| Input records |
◇ ◇ ◇ ◇ ◇ ◇ ◇

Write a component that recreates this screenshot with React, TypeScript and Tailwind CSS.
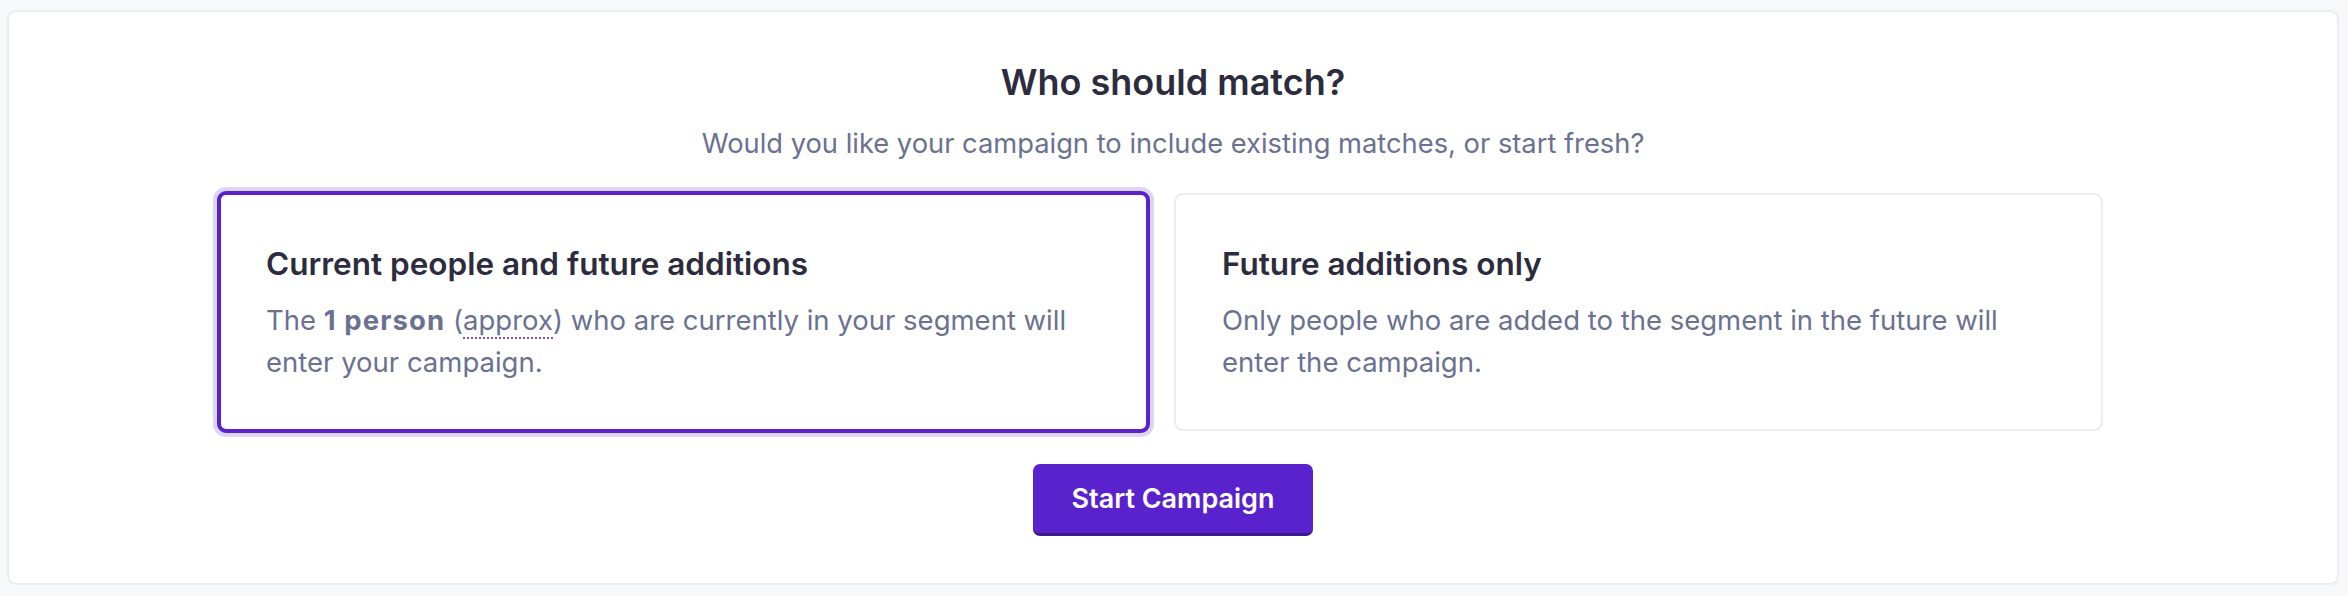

◇ ◇ ◇ ◇ ◇ ◇ ◇

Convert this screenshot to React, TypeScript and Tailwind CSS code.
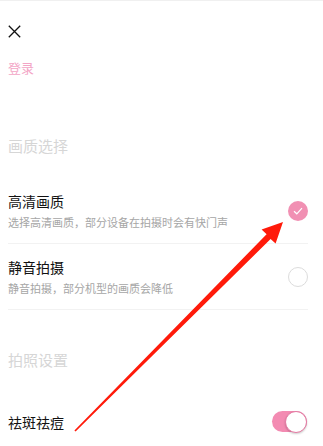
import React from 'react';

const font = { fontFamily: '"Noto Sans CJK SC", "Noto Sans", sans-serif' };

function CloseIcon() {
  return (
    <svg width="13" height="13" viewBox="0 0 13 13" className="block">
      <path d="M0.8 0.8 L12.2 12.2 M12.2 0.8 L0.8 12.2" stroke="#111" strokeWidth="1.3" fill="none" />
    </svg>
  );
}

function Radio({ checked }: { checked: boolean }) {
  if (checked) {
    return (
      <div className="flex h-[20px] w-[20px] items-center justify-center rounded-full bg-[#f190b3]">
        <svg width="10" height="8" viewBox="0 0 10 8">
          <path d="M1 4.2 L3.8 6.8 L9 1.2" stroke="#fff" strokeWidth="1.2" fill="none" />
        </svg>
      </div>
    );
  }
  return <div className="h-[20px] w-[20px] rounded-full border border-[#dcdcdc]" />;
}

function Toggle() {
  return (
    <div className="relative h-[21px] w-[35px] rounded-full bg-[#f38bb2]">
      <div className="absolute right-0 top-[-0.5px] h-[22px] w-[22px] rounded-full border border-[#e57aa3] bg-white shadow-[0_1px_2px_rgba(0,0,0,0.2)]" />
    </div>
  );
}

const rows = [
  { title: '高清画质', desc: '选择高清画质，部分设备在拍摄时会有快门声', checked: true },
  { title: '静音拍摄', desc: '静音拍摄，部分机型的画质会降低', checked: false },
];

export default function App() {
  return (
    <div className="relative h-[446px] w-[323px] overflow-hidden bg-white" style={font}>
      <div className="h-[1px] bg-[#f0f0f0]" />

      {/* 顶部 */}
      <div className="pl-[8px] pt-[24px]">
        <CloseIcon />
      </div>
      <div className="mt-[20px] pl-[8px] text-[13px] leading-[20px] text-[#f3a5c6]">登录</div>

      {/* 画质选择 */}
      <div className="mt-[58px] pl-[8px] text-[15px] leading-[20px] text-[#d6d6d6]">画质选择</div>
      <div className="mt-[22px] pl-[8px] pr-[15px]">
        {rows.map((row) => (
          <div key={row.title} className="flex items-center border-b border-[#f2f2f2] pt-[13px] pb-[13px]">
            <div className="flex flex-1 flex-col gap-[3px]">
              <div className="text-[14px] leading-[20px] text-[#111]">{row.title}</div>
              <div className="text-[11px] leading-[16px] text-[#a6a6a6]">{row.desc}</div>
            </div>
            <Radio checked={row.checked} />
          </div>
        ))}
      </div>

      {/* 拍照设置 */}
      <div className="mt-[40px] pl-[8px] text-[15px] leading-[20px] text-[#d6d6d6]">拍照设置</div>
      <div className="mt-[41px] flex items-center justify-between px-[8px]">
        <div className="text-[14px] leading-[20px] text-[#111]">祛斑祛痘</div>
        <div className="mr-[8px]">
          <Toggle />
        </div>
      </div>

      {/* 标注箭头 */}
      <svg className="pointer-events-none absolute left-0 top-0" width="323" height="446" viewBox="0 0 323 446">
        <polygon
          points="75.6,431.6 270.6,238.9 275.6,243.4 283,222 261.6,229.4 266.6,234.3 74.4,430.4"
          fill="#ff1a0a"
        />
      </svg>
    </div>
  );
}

◇ ◇ ◇ ◇ ◇ ◇ ◇

| Task prompt |
Where a line above contains the string "TypeScript", copy that line.

| Result |
Write a component that recreates this screenshot with React, TypeScript and Tailwind CSS.
Convert this screenshot to React, TypeScript and Tailwind CSS code.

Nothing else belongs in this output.